Bottom Line Up Front
In my opinion, this dataset is not suitable for import into OSM, even with manual review. It will be too easy for someone to just “click through” the MR challenge as a lot of locations will look reasonable, but will not necessarily be correct, and thus a significant amount of incorrect data could be rapidly injected into OSM.
Process
I downloaded the source data from the HIFLD website as a shapefile. In the rest of this post I will refer to this as the “complete source data.” I used QGIS to select all of the records where STATE=’FL’, and then Export → Save Selected Features as… (shapefile). I will refer to this as the “FL source data.” I also downloaded the GeoJSON file of converted/translated data that James linked to (thanks for providing that). I will refer to this as the “converted data.”
Source Data Quality
Original Geocoding Precision
In the FL source data, only 39 of 6418 features are located “ONENTITY” (GEOPREC=ONENTITY), that is on the actual facility (as we require in OSM), the balance are located “BLOCK FACE”, that is, only on the correct side of the street and in the correct block. This is as claimed by the data provider. So, even by the provider of the FL source data, less than one percent of the features have a location precise enough for OSM, and we can’t assume that they got the right block and side of the street.
Difficult to Determine or Verify Location
So in the FL source data we see that 99% of the features are not located with the precision we require within OSM, and therefore, during import, the person doing the import would have to somehow determine where these features should be placed. In addition, the balance of the data will have to have their location verified. Without a reference address layer, or street level imagery (which may not always be helpful), it will be very difficult to do this. Some locations may appear to be reasonable, but the location may be that of another business.
Missing House Numbers
In the FL source data, 17 Features do not have a house number as part of their street address, and thus it would be impossible to determine the correct location using automated methods, or even manual methods short of either an in person visit, or by consulting street level imagery (which would only be helpful if the manufacturing business has a sign that shows in such image).
Data is Old
I can find no evidence that the complete source data has been updated since it was published in 2009, and the data for Florida may be even older as the dataset level metadata states: “
Eighteen (18) states have been updated in this delivery (referring to the delivery of the data in 2009): Alaska, Arizona, Hawaii, Idaho, Massachusetts, Missouri, Nevada, New Hampshire, New York, Ohio, Oklahoma, Oregon, South Carolina, South Dakota, Tennessee, Utah, Wisconsin, and Wyoming. In addition to American Samoa, Guam, and the Commonwealth of the Northern Mariana Islands, two (2) US territories have been added to the dataset from the 2009 D1 of 2 update: Puerto Rico, and US Virgin Islands.
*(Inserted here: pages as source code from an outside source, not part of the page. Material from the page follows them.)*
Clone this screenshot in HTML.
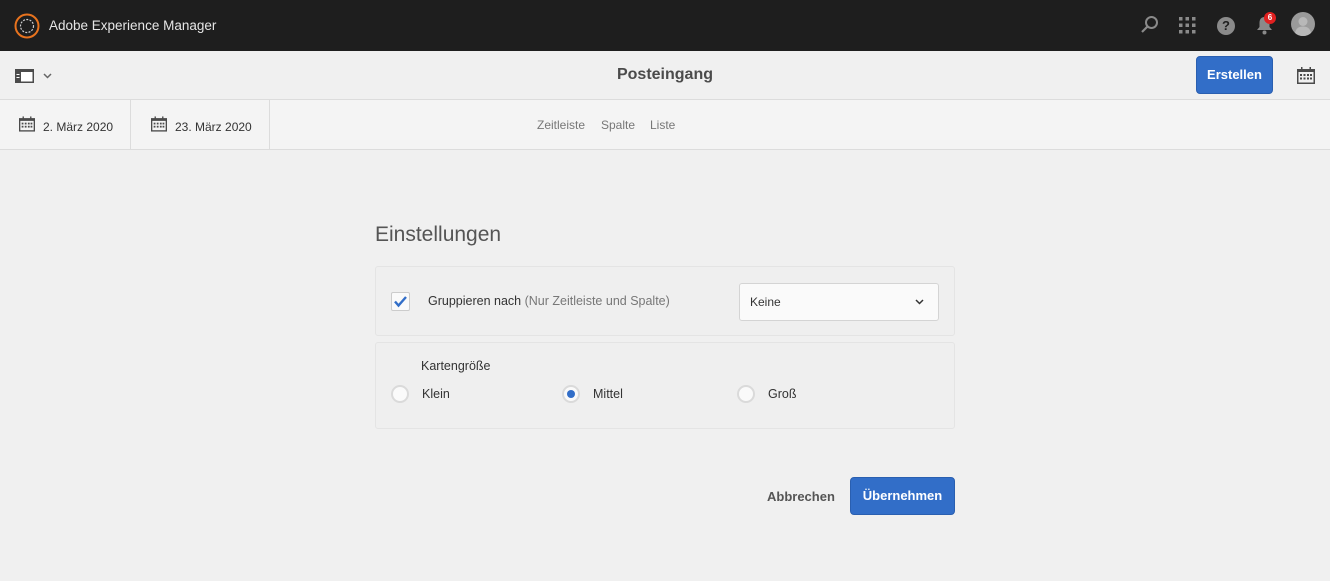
<!DOCTYPE html>
<html><head><meta charset="utf-8"><style>
*{box-sizing:border-box;margin:0;padding:0}
body{width:1330px;height:581px;background:#f0f0f0;font-family:"Liberation Sans",sans-serif;color:#4b4b4b;position:relative;overflow:hidden;font-size:13px}
.abs{position:absolute}
.top{left:0;top:0;width:1330px;height:51px;background:#1e1e1e}
.bar{left:0;top:51px;width:1330px;height:49px;background:#f0f0f0;border-bottom:1px solid #dcdcdc}
.dates{left:0;top:100px;width:1330px;height:50px;background:#f4f4f4;border-bottom:1px solid #dcdcdc}
.btn{background:#326ec8;color:#fff;font-weight:bold;border-radius:4px;border:1px solid #2a5fb0;text-align:center;font-size:13px}
.panel{background:#efefef;border:1px solid #e4e4e4;border-radius:3px}
.radio{width:18px;height:18px;border-radius:50%;border:2px solid #dadada;background:#fafafa}
</style></head><body>
<div class="abs top">
  <svg class="abs" style="left:14px;top:13px" width="26" height="26" viewBox="0 0 26 26"><circle cx="13" cy="13" r="11.5" fill="none" stroke="#e8731e" stroke-width="2"/><circle cx="13" cy="13" r="6.5" fill="none" stroke="#ccc" stroke-width="1.2" stroke-dasharray="2 1.3"/></svg>
  <div class="abs" style="left:49px;top:18px;color:#e6e6e6;font-size:13.5px">Adobe Experience Manager</div>
  <svg class="abs" style="left:1140px;top:15px" width="20" height="20" viewBox="0 0 20 20"><circle cx="11.5" cy="7.5" r="5.5" fill="none" stroke="#8a8a8a" stroke-width="2"/><line x1="7.5" y1="11.5" x2="2" y2="17" stroke="#8a8a8a" stroke-width="2.2"/></svg>
  <svg class="abs" style="left:1179px;top:17px" width="17" height="17" viewBox="0 0 17 17" fill="#8a8a8a"><rect x="0" y="0" width="3.5" height="3.5"/><rect x="6.5" y="0" width="3.5" height="3.5"/><rect x="13" y="0" width="3.5" height="3.5"/><rect x="0" y="6.5" width="3.5" height="3.5"/><rect x="6.5" y="6.5" width="3.5" height="3.5"/><rect x="13" y="6.5" width="3.5" height="3.5"/><rect x="0" y="13" width="3.5" height="3.5"/><rect x="6.5" y="13" width="3.5" height="3.5"/><rect x="13" y="13" width="3.5" height="3.5"/></svg>
  <div class="abs" style="left:1217px;top:17px;width:18px;height:18px;border-radius:50%;background:#8a8a8a;color:#1e1e1e;font-weight:bold;font-size:13px;text-align:center;line-height:18px">?</div>
  <svg class="abs" style="left:1256px;top:16px" width="17" height="19" viewBox="0 0 17 19" fill="#8a8a8a"><path d="M8.5 1C5 1 3.5 3.5 3.5 7v4L1 14h15l-2.5-3V7C13.5 3.5 12 1 8.5 1z"/><circle cx="8.5" cy="16.5" r="2"/></svg>
  <div class="abs" style="left:1264px;top:12px;width:12px;height:12px;border-radius:50%;background:#e02020;color:#fff;font-size:8px;font-weight:bold;text-align:center;line-height:12px">6</div>
  <svg class="abs" style="left:1291px;top:12px" width="24" height="24" viewBox="0 0 24 24"><circle cx="12" cy="12" r="12" fill="#9a9a9a"/><circle cx="12" cy="9.5" r="4.5" fill="#b8b8b8"/><path d="M4 21c1-5 4-6.5 8-6.5s7 1.5 8 6.5a12 12 0 0 1-16 0z" fill="#b8b8b8"/></svg>
</div>
<div class="abs bar">
  <svg class="abs" style="left:15px;top:18px" width="19" height="14" viewBox="0 0 19 14"><rect x="0.75" y="0.75" width="17.5" height="12.5" fill="#fff" stroke="#4b4b4b" stroke-width="1.5"/><rect x="0" y="0" width="19" height="3" fill="#4b4b4b"/><rect x="0" y="3" width="6" height="11" fill="#4b4b4b"/><rect x="1.5" y="5" width="3" height="1" fill="#fff"/><rect x="1.5" y="8" width="3" height="1" fill="#fff"/></svg>
  <svg class="abs" style="left:43px;top:22px" width="9" height="6" viewBox="0 0 9 6"><path d="M1 1l3.5 3.5L8 1" fill="none" stroke="#666" stroke-width="1.5"/></svg>
  <div class="abs" style="left:0;width:1330px;top:15px;text-align:center;font-size:16px;font-weight:bold;color:#4b4b4b">Posteingang</div>
  <div class="abs btn" style="left:1196px;top:5px;width:77px;height:38px;line-height:36px">Erstellen</div>
  <svg class="abs" style="left:1297px;top:16px" width="18" height="17" viewBox="0 0 18 17"><rect x="0.75" y="2.75" width="16.5" height="13.5" fill="none" stroke="#4b4b4b" stroke-width="1.5"/><rect x="0" y="2" width="18" height="3" fill="#4b4b4b"/><rect x="4" y="0" width="1.5" height="3" fill="#4b4b4b"/><rect x="12.5" y="0" width="1.5" height="3" fill="#4b4b4b"/><g fill="#4b4b4b"><rect x="3" y="7" width="2" height="2"/><rect x="6.5" y="7" width="2" height="2"/><rect x="10" y="7" width="2" height="2"/><rect x="13" y="7" width="2" height="2"/><rect x="3" y="10.5" width="2" height="2"/><rect x="6.5" y="10.5" width="2" height="2"/><rect x="10" y="10.5" width="2" height="2"/><rect x="13" y="10.5" width="2" height="2"/></g></svg>
</div>
<div class="abs dates">
  <div class="abs" style="left:130px;top:0;width:1px;height:49px;background:#dcdcdc"></div>
  <div class="abs" style="left:269px;top:0;width:1px;height:49px;background:#dcdcdc"></div>
  <svg class="abs" style="left:19px;top:16px" width="16" height="16" viewBox="0 0 18 17"><rect x="0.75" y="2.75" width="16.5" height="13.5" fill="none" stroke="#4b4b4b" stroke-width="1.5"/><rect x="0" y="2" width="18" height="3" fill="#4b4b4b"/><rect x="4" y="0" width="1.5" height="3" fill="#4b4b4b"/><rect x="12.5" y="0" width="1.5" height="3" fill="#4b4b4b"/><g fill="#4b4b4b"><rect x="3" y="7" width="2" height="2"/><rect x="6.5" y="7" width="2" height="2"/><rect x="10" y="7" width="2" height="2"/><rect x="13" y="7" width="2" height="2"/><rect x="3" y="10.5" width="2" height="2"/><rect x="6.5" y="10.5" width="2" height="2"/><rect x="10" y="10.5" width="2" height="2"/><rect x="13" y="10.5" width="2" height="2"/></g></svg>
  <div class="abs" style="left:43px;top:20px;font-size:12px;color:#333">2. März 2020</div>
  <svg class="abs" style="left:151px;top:16px" width="16" height="16" viewBox="0 0 18 17"><rect x="0.75" y="2.75" width="16.5" height="13.5" fill="none" stroke="#4b4b4b" stroke-width="1.5"/><rect x="0" y="2" width="18" height="3" fill="#4b4b4b"/><rect x="4" y="0" width="1.5" height="3" fill="#4b4b4b"/><rect x="12.5" y="0" width="1.5" height="3" fill="#4b4b4b"/><g fill="#4b4b4b"><rect x="3" y="7" width="2" height="2"/><rect x="6.5" y="7" width="2" height="2"/><rect x="10" y="7" width="2" height="2"/><rect x="13" y="7" width="2" height="2"/><rect x="3" y="10.5" width="2" height="2"/><rect x="6.5" y="10.5" width="2" height="2"/><rect x="10" y="10.5" width="2" height="2"/><rect x="13" y="10.5" width="2" height="2"/></g></svg>
  <div class="abs" style="left:175px;top:20px;font-size:12px;color:#333">23. März 2020</div>
  <div class="abs" style="left:537px;top:18px;font-size:12px;color:#777">Zeitleiste</div>
  <div class="abs" style="left:601px;top:18px;font-size:12px;color:#777">Spalte</div>
  <div class="abs" style="left:650px;top:18px;font-size:12px;color:#777">Liste</div>
</div>
<div class="abs" style="left:375px;top:223px;font-size:21px;color:#555">Einstellungen</div>
<div class="abs panel" style="left:375px;top:266px;width:580px;height:70px">
  <div class="abs" style="left:15px;top:25px;width:19px;height:19px;border:1px solid #ccc;background:#fafafa;border-radius:2px"></div>
  <svg class="abs" style="left:17px;top:28px" width="15" height="13" viewBox="0 0 15 13"><path d="M2 6.5l3.5 4L13 2" fill="none" stroke="#326ec8" stroke-width="2.4"/></svg>
  <div class="abs" style="left:52px;top:27px;font-size:12.5px;color:#333">Gruppieren nach <span style="color:#777">(Nur Zeitleiste und Spalte)</span></div>
  <div class="abs" style="left:363px;top:16px;width:200px;height:38px;border:1px solid #d4d4d4;border-radius:3px;background:#fafafa">
    <div class="abs" style="left:10px;top:11px;font-size:12px;color:#333">Keine</div>
    <svg class="abs" style="left:175px;top:15px" width="9" height="6" viewBox="0 0 9 6"><path d="M1 1l3.5 3.5L8 1" fill="none" stroke="#333" stroke-width="1.5"/></svg>
  </div>
</div>
<div class="abs panel" style="left:375px;top:342px;width:580px;height:87px">
  <div class="abs" style="left:45px;top:16px;font-size:12.5px;color:#333">Kartengröße</div>
  <div class="abs radio" style="left:15px;top:42px"></div>
  <div class="abs" style="left:46px;top:44px;color:#333;font-size:12.5px">Klein</div>
  <div class="abs radio" style="left:186px;top:42px"><div style="width:8px;height:8px;border-radius:50%;background:#326ec8;margin:3px"></div></div>
  <div class="abs" style="left:217px;top:44px;color:#333;font-size:12.5px">Mittel</div>
  <div class="abs radio" style="left:361px;top:42px"></div>
  <div class="abs" style="left:392px;top:44px;color:#333;font-size:12.5px">Groß</div>
</div>
<div class="abs" style="left:767px;top:489px;font-size:13px;font-weight:bold;color:#555">Abbrechen</div>
<div class="abs btn" style="left:850px;top:477px;width:105px;height:38px;line-height:36px">Übernehmen</div>
</body></html>
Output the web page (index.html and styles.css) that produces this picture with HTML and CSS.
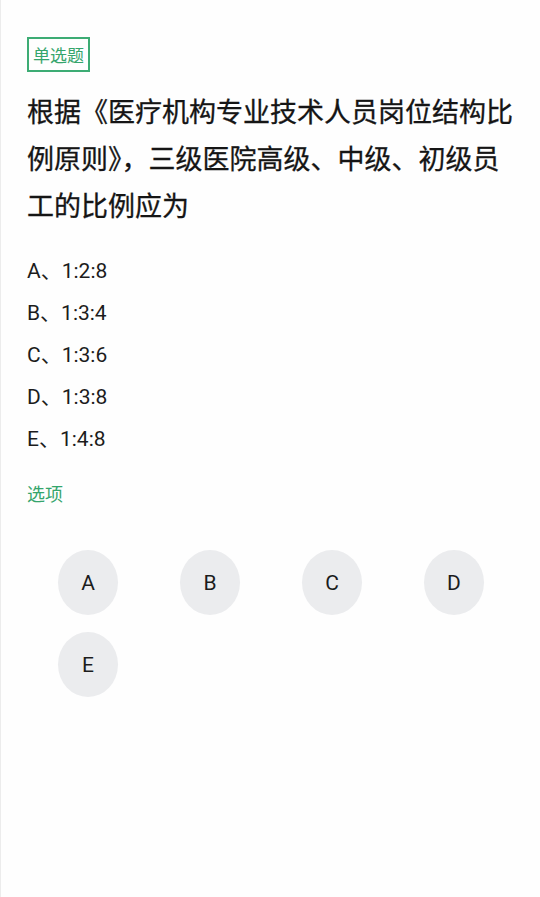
FILE: index.html
```html
<!DOCTYPE html>
<html>
<head>
    <meta charset="utf-8">
    <title>单选题</title>
    <link rel="stylesheet" href="styles.css">
</head>
<body>
    <div class="page">
        <span class="tag">单选题</span>

        <h1 class="question">根据《医疗机构专业技术人员岗位结构比例原则》，三级医院高级、中级、初级员工的比例应为</h1>

        <ul class="options">
            <li>A、1:2:8</li>
            <li>B、1:3:4</li>
            <li>C、1:3:6</li>
            <li>D、1:3:8</li>
            <li>E、1:4:8</li>
        </ul>

        <div class="section-title">选项</div>

        <div class="answer-grid">
            <button class="answer">A</button>
            <button class="answer">B</button>
            <button class="answer">C</button>
            <button class="answer">D</button>
            <button class="answer">E</button>
        </div>
    </div>
</body>
</html>
```

FILE: styles.css
```css
html, body {
    margin: 0;
    padding: 0;
    height: 100%;
}

body {
    font-family: Roboto, "Noto Sans CJK SC", sans-serif;
    background: #fefefe;
    color: #1c1c1c;
    border-left: 1px solid #ececec;
    box-sizing: border-box;
}

.page {
    padding: 37px 26px 0 26px;
}

.tag {
    display: inline-block;
    box-sizing: border-box;
    height: 35px;
    line-height: 31px;
    padding: 0 4px;
    border: 2px solid #3dac74;
    color: #35a56c;
    font-size: 17px;
    font-family: "Noto Sans CJK SC", sans-serif;
}

.question {
    margin: 15px 0 0 0;
    font-family: "Noto Sans CJK SC", sans-serif;
    font-size: 27px;
    font-weight: 400;
    line-height: 47px;
    color: #151515;
    -webkit-text-stroke: 0.3px #151515;
}

.options {
    list-style: none;
    margin: 22px 0 0 0;
    padding: 0;
}

.options li {
    font-size: 21px;
    line-height: 42px;
    color: #1c1c1c;
}

.section-title {
    margin-top: 21px;
    font-family: "Noto Sans CJK SC", sans-serif;
    font-size: 18px;
    line-height: 24px;
    color: #35a56c;
}

.answer-grid {
    margin-top: 45px;
    display: grid;
    grid-template-columns: repeat(4, 122px);
    row-gap: 17px;
    justify-items: center;
}

.answer {
    width: 60px;
    height: 65px;
    border: none;
    border-radius: 50%;
    background: #ebecee;
    color: #1c1c1c;
    font-family: Roboto, sans-serif;
    font-size: 21px;
    padding: 0;
}
```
Note that Florida is not mentioned, implying that its last update was even earlier!
The metadata goes on to state:
“This totals 48,930 companies.”
If I query for those states and territories in QGIS I get 48,927, which would mean that there has only been a net change of three features since 2009. Given the vast shift of manufacturing to places other than the US, this seems unlikely in reality. In fact I suspect that the decrease in three features in the mentioned states and territories is due to data corruption as the complete source data has seven records where most of the fields are NULL (which itself is a red flag).
“Duplicate Features” - Approx same location, different names and addresses.
I have not had a chance to write a query to identify all such cases, but I did notice a number of cases, for example, Mako Millwork, Inc. and Aircraft Tubular Components are located only 10 meters apart. While not impossible, this seems unlikely.
Data conversion issues
Loss of records upon translation to OSM
The FL source data has 6,418 records, but the converted data only has 5,905. What accounts for the discrepancy?
Records merged
In 83 cases, two (or more) businesses were combined into a single record in the converted data. Each business should have it’s own record (and feature in OSM), even if they share an address with another business. To find these, load the converted data into JOSM and search with the following expression: “name”~"^.;.$
Abbreviations
Abbreviations in the name tag may need to be expanded, e.g. Div. => Division, Inc. => Incorporated, Co. => Company, etc. Some of this has already been done, but some remain. There may be some exceptions to the rule of abbreviation expansion, consult the community.
Records that have address ranges for house numbers
In the converted data, it seems like the second half of the address range was removed in the conversion, E.g. in the FL source data, Curv-a-Tech Corporation, 930-940 WEST 23RD STREET
Became:
addr:housenumber=930
(and no addr:street tag)
Also, house numbers with hyphens - house number cut off before hyphen.
Missing addr:street tags
In the converted data, 53 features do not have “addr:street” tags, even though this information is present the FL source data. Use the JOSM search string:
-("addr:street":)
to find these.
Address2 field appears to have been dropped
Consider using addr:unit